Guardrails can be implemented at multiple levels. At the module level, a module can enforce guardrails by refusing to provision resources without specific required inputs, such as tags for ownership and data classification. At the pipeline level, a policy step can block plans that include resource types or configurations outside the approved envelope. At the cloud account level, service control policies can prevent entire categories of unsafe configuration regardless of what IaC attempts to do. The combination of all three levels creates a layered safety system.

Effective guardrails are designed to be firm but transparent. Engineers should be able to understand why a guardrail exists, what it prevents, and what the approved path forward is when their legitimate requirement falls outside the default boundary. A guardrail that blocks legitimate work without providing a clear path to resolution pushes teams to find workarounds, request broad policy exceptions, or abandon IaC discipline in favour of direct console access. Clear documentation of each guardrail and a lightweight exception process for genuinely unusual requirements make the system trustworthy.

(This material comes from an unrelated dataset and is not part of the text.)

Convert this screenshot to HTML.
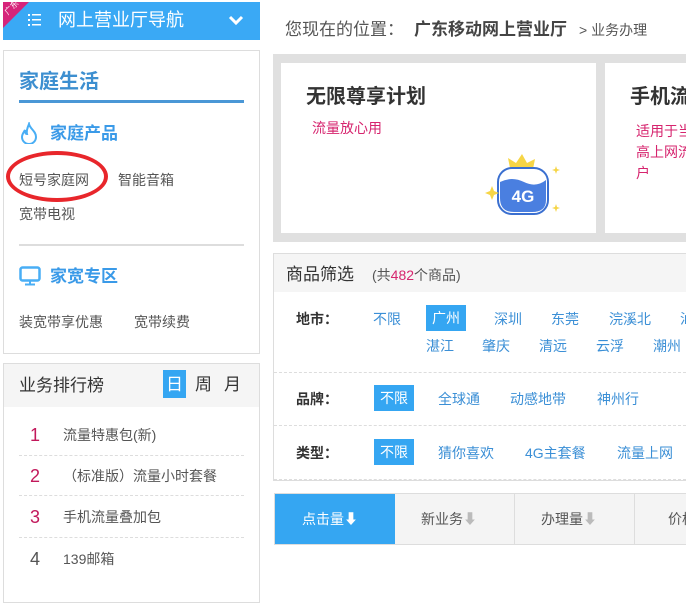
<!DOCTYPE html><html><head><meta charset="utf-8"><style>
*{margin:0;padding:0;box-sizing:border-box}
body{width:686px;height:597px;overflow:hidden;background:#fff;font-family:"Liberation Sans","Noto Sans CJK SC",sans-serif;position:relative;color:#555}
.a{position:absolute;white-space:nowrap;line-height:1}
.lk{font-size:14px;color:#555}
.op{font-size:14px;color:#3b8fd6}
.sel{background:#35a6f2;color:#fff;padding:6px 6px;}
.lab{font-size:14px;color:#333;font-weight:bold}
.dash{position:absolute;height:0;border-top:1px dashed #ddd}
.num{font-size:18px;color:#c2185b}
</style></head><body>
<!-- header -->
<div class="a" style="left:3px;top:2px;width:257px;height:38px;background:#3aa9f5"></div>
<div class="a" style="left:3px;top:2px;width:0;height:0;border-top:26px solid #d6247a;border-right:26px solid transparent"></div>
<div class="a" style="left:4px;top:4px;font-size:8px;color:#fff;transform:rotate(-45deg)">广东</div>
<svg class="a" style="left:28px;top:13px" width="14" height="14"><g fill="#fff"><rect x="0" y="1" width="2" height="2"/><rect x="0" y="6" width="2" height="2"/><rect x="0" y="11" width="2" height="2"/><rect x="4" y="1" width="9" height="1.5"/><rect x="4" y="6" width="9" height="1.5"/><rect x="4" y="11" width="9" height="1.5"/></g></svg>
<div class="a" style="left:58px;top:11px;color:#fff;font-size:18px">网上营业厅导航</div>
<svg class="a" style="left:228px;top:15px" width="16" height="10"><path d="M2 2l6 6 6-6" stroke="#fff" stroke-width="3" fill="none"/></svg>
<!-- panel 1 -->
<div class="a" style="left:3px;top:50px;width:257px;height:304px;border:1px solid #ddd"></div>
<div class="a" style="left:19px;top:72px;font-size:20px;font-weight:bold;color:#3d8fd0">家庭生活</div>
<div class="a" style="left:19px;top:100px;width:225px;height:3px;background:#4a97d6"></div>
<svg class="a" style="left:19px;top:122px" width="20" height="22"><path d="M10 2c1 5 7 7 7 13a7 7 0 0 1-14 0c0-3 2-5 3-7 0 3 1 4 2 4-1-4 1-7 2-10z" stroke="#49aef5" stroke-width="2" fill="none"/></svg>
<div class="a" style="left:50px;top:125px;font-size:17px;font-weight:bold;color:#3a9ae8">家庭产品</div>
<div class="a lk" style="left:19px;top:173px">短号家庭网</div>
<div class="a lk" style="left:118px;top:173px">智能音箱</div>
<div class="a lk" style="left:19px;top:207px">宽带电视</div>
<div class="a" style="left:6px;top:151px;width:102px;height:51px;border:4px solid #e8262b;border-radius:50%"></div>
<div class="a" style="left:19px;top:244px;width:225px;height:2px;background:#ddd"></div>
<svg class="a" style="left:19px;top:266px" width="22" height="20"><rect x="1.5" y="1.5" width="19" height="13" rx="2" stroke="#49aef5" stroke-width="2.5" fill="none"/><path d="M11 15v3M6 18.5h10" stroke="#49aef5" stroke-width="2"/></svg>
<div class="a" style="left:50px;top:268px;font-size:17px;font-weight:bold;color:#3a9ae8">家宽专区</div>
<div class="a lk" style="left:19px;top:315px">装宽带享优惠</div>
<div class="a lk" style="left:134px;top:315px">宽带续费</div>
<!-- panel 2 -->
<div class="a" style="left:3px;top:363px;width:257px;height:240px;border:1px solid #ddd"></div>
<div class="a" style="left:4px;top:364px;width:255px;height:43px;background:#f5f5f5"></div>
<div class="a" style="left:19px;top:377px;font-size:17px;color:#333">业务排行榜</div>
<div class="a" style="left:163px;top:370px;width:23px;height:28px;background:#35a6f2"></div>
<div class="a" style="left:166px;top:376px;font-size:17px;color:#fff">日</div>
<div class="a" style="left:195px;top:376px;font-size:17px;color:#333">周</div>
<div class="a" style="left:224px;top:376px;font-size:17px;color:#333">月</div>
<div class="a num" style="left:30px;top:426px">1</div><div class="a lk" style="left:63px;top:428px">流量特惠包(新)</div>
<div class="dash" style="left:19px;top:455px;width:225px"></div>
<div class="a num" style="left:30px;top:467px">2</div><div class="a lk" style="left:63px;top:469px">（标准版）流量小时套餐</div>
<div class="dash" style="left:19px;top:495px;width:225px"></div>
<div class="a num" style="left:30px;top:508px">3</div><div class="a lk" style="left:63px;top:510px">手机流量叠加包</div>
<div class="dash" style="left:19px;top:537px;width:225px"></div>
<div class="a num" style="left:30px;top:550px;color:#555">4</div><div class="a lk" style="left:63px;top:552px">139邮箱</div>
<!-- breadcrumb -->
<div class="a" style="left:285px;top:21px;font-size:17px;color:#555">您现在的位置：</div>
<div class="a" style="left:414px;top:21px;font-size:17px;font-weight:bold;color:#444">广东移动网上营业厅</div>
<div class="a" style="left:579px;top:23px;font-size:14px;color:#555">&gt; 业务办理</div>
<!-- cards -->
<div class="a" style="left:273px;top:54px;width:413px;height:188px;background:#e0e0e0"></div>
<div class="a" style="left:281px;top:63px;width:315px;height:170px;background:#fff"></div>
<div class="a" style="left:605px;top:63px;width:81px;height:170px;background:#fff"></div>
<div class="a" style="left:306px;top:87px;font-size:20px;font-weight:bold;color:#333">无限尊享计划</div>
<div class="a" style="left:312px;top:121px;font-size:14px;color:#d6246e">流量放心用</div>
<div class="a" style="left:630px;top:87px;font-size:20px;font-weight:bold;color:#333">手机流</div>
<div class="a" style="left:636px;top:121px;font-size:14px;color:#d6246e;line-height:21px;white-space:normal;width:60px">适用于当高上网流户</div>
<svg class="a" style="left:484px;top:146px" width="80" height="74"><path d="M26 22l-2-10 8 5 6-9 5 9 8-4-2 10z" fill="#f6d546"/><rect x="14" y="22" width="50" height="46" rx="14" fill="#fff" stroke="#3a6fd0" stroke-width="2"/><path d="M16 36q12-6 24 0t22-2v20q0 12-14 12h-18q-14 0-14-14z" fill="#4a7fe0"/><text x="39" y="56" text-anchor="middle" font-family="Liberation Sans" font-weight="bold" font-size="17" fill="#fff">4G</text><path d="M8 40l2 5 5 2-5 2-2 5-2-5-5-2 5-2z" fill="#f6d546"/><path d="M72 20l1 3 3 1-3 1-1 3-1-3-3-1 3-1z" fill="#f6d546"/><path d="M72 58l1 3 3 1-3 1-1 3-1-3-3-1 3-1z" fill="#f6d546"/></svg>
<!-- filter -->
<div class="a" style="left:273px;top:253px;width:420px;height:228px;border:1px solid #ddd"></div>
<div class="a" style="left:274px;top:254px;width:412px;height:38px;background:#f5f5f5"></div>
<div class="a" style="left:286px;top:266px;font-size:17px;color:#333">商品筛选</div>
<div class="a" style="left:372px;top:268px;font-size:14px;color:#555">(共<span style="color:#d6246e">482</span>个商品)</div>
<div class="a lab" style="left:296px;top:312px">地市：</div>
<div class="a op" style="left:373px;top:312px">不限</div>
<div class="a op sel" style="left:426px;top:305px">广州</div>
<div class="a op" style="left:494px;top:312px">深圳</div>
<div class="a op" style="left:551px;top:312px">东莞</div>
<div class="a op" style="left:609px;top:312px">浣溪北</div>
<div class="a op" style="left:680px;top:312px">汕</div>
<div class="a op" style="left:426px;top:339px">湛江</div>
<div class="a op" style="left:482px;top:339px">肇庆</div>
<div class="a op" style="left:539px;top:339px">清远</div>
<div class="a op" style="left:596px;top:339px">云浮</div>
<div class="a op" style="left:653px;top:339px">潮州</div>
<div class="dash" style="left:274px;top:372px;width:412px"></div>
<div class="a lab" style="left:296px;top:392px">品牌：</div>
<div class="a op sel" style="left:374px;top:385px">不限</div>
<div class="a op" style="left:438px;top:392px">全球通</div>
<div class="a op" style="left:510px;top:392px">动感地带</div>
<div class="a op" style="left:597px;top:392px">神州行</div>
<div class="dash" style="left:274px;top:425px;width:412px"></div>
<div class="a lab" style="left:296px;top:446px">类型：</div>
<div class="a op sel" style="left:374px;top:439px">不限</div>
<div class="a op" style="left:438px;top:446px">猜你喜欢</div>
<div class="a op" style="left:525px;top:446px">4G主套餐</div>
<div class="a op" style="left:617px;top:446px">流量上网</div>
<div class="dash" style="left:274px;top:479px;width:412px"></div>
<!-- sort -->
<div class="a" style="left:274px;top:493px;width:420px;height:52px;background:#f4f4f4;border:1px solid #ddd"></div>
<div class="a" style="left:275px;top:494px;width:120px;height:50px;background:#35a6f2"></div>
<div class="a" style="left:514px;top:494px;width:1px;height:50px;background:#ddd"></div>
<div class="a" style="left:634px;top:494px;width:1px;height:50px;background:#ddd"></div>
<div class="a" style="left:302px;top:512px;font-size:14px;color:#fff">点击量<b>⬇</b></div>
<div class="a" style="left:421px;top:512px;font-size:14px;color:#555">新业务<span style="color:#bbb">⬇</span></div>
<div class="a" style="left:541px;top:512px;font-size:14px;color:#555">办理量<span style="color:#bbb">⬇</span></div>
<div class="a" style="left:668px;top:512px;font-size:14px;color:#555">价格</div>
</body></html>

Guardrail coverage should grow as the organisation's cloud footprint grows. Starting with the most impactful controls, such as preventing public storage and enforcing encryption, and adding controls progressively as new services are adopted is more sustainable than attempting to address every possible misconfiguration at once. A guardrail that is not well understood or that fires on many legitimate configurations will be disabled or ignored. Starting narrow and expanding coverage over time keeps guardrails relevant and respected.